One of the great electric guitar players of the last half century is also one of the hardest to pin down easily. While John Scofield’s sinewy electric sound is distinctive, unlike his contemporaries Pat Metheny and Bill Frisell, he never carved out an iconic stylistic niche, instead skipping from genre to genre, straight-ahead post-bop, to funk, blues, R&B and country. Like a great character actor, a Robert Duvall or J.K. Simmons, whatever the setting, you always know it’s him and he always seems perfect for the part.
“In high school, like a lot of kids in the ’60s, I was into guitar,” Scofield explains. “At first it was the blues, the real deal. I lived in Connecticut and would take the train to go to clubs in New York City. When I was 16 or 17, I wanted to learn jazz, but I didn’t know anyone. So, I went up to Berklee in Boston, and that was the first time I was around a bunch of kids who could play. Pat Metheny, Joe Lovano, we were all young there together. There were also great players on the faculty, Gary Burton, Alan Dawson, Steve Swallow, and others who are not so famous.”
Berklee was more about connections than credentials. “I only lasted two years,” he says. “In those days, if things worked out, you didn’t graduate, you ended up on playing in someone’s band.”
Scofield now teaches about a week a month at New York University but sees formal education as only part of the equation.
“A degree is nice, and it’s good to be around great musicians,” he says. “But to play you have to put in the time alone, practicing. It’s good, I like it because I still have to do a lot. Anything that demands finesse goes away quickly.”
“It is all about the sound of the string, the articulations, the different sonic things that happen after you hit a note,” he says. “An A or E is the same note if you are playing electric, acoustic, banjo or mandolin. It is all about getting that string to do something. The tone in an electric is generated in a different way from an acoustic. Of course [the electric] is really loud, but it is more like a horn, a vocal sound. You need to deal with the amp and putting it all together. You have to tame it.”
The result is inevitably highly personal. “We all have our own vocabulary, like a language, with notes not words. You are incorporating these basic references without just playing licks. You try not to just play licks, but who you are and what you have learned. You have your own sound if you like it our not. It’s like when a friend calls you up and you immediately recognize their voice. It’s the same thing with a musical instrument.”
Early in his career, Scofield used a lot of processed effects. They provide a rich choice of timbre and texture, but in recent years he has let the organic, percussive sound of the playing shine through. “Now my leads are more in the string, the vibrato, the bending and shaping of notes. It’s done more with fingers than electronics.”
It’s an approach that meshes with Scofield’s broad musical tastes. “I am a big fan first,” he says. “I don’t sit around thinking what my music is going to be. I’m always listening to the greats of yesteryear. Bebop, older swing, free jazz from the ’60s, country singers and songs. Now you can access everything, and there is so much music.”

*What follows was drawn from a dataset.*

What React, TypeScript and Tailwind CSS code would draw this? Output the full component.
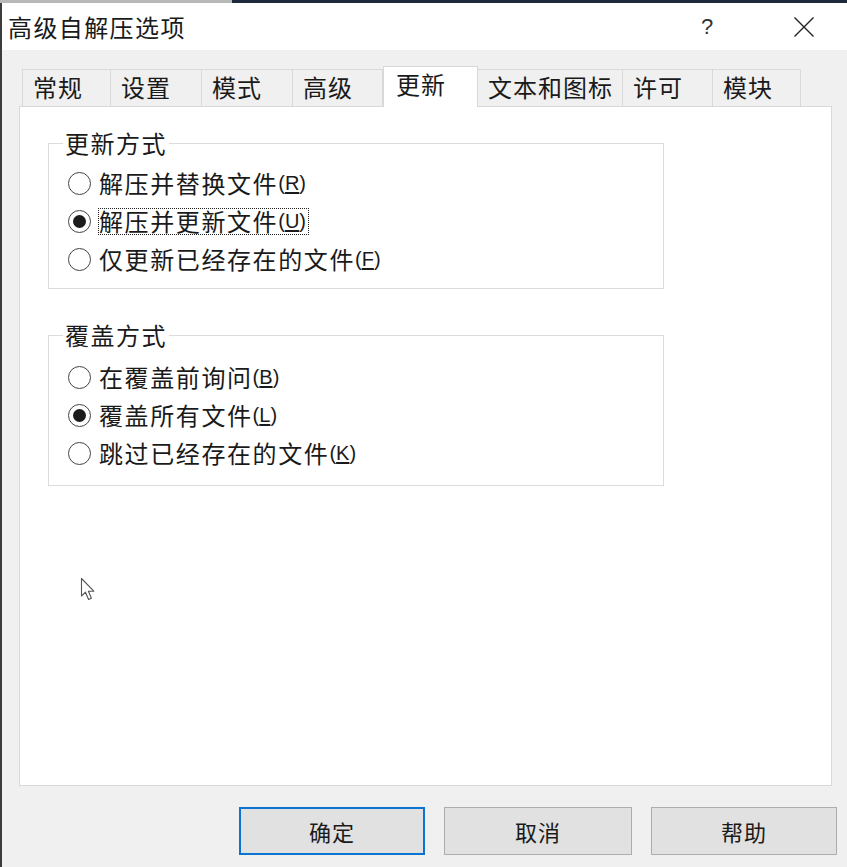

He says his latest band, named Combo 66 after his age the year it was formed, is the best he could have. The drummer, Bill Stewart, has been a collaborator for decades. He’s known 30-something keyboardist Gerald Clayton, the son of great bassist John Clayton, since the former was in high school. He calls Vincente Archer “a fantastic upright bassist, very creative and experimental.”
“We have been doing this music for so long, we are really good at it,” Scofield says. “Every night is different. Part of the beauty is the surprise we are all going for. Don’t tell anybody, but we might do it for free.”
John Scofield plays Modlin Center’s Camp Concert Hall at 7:30 p.m. on Saturday, April 13. Tickets cost $45. Peter Solomon from WCVE is doing an open interview with the band at 6:30 p.m.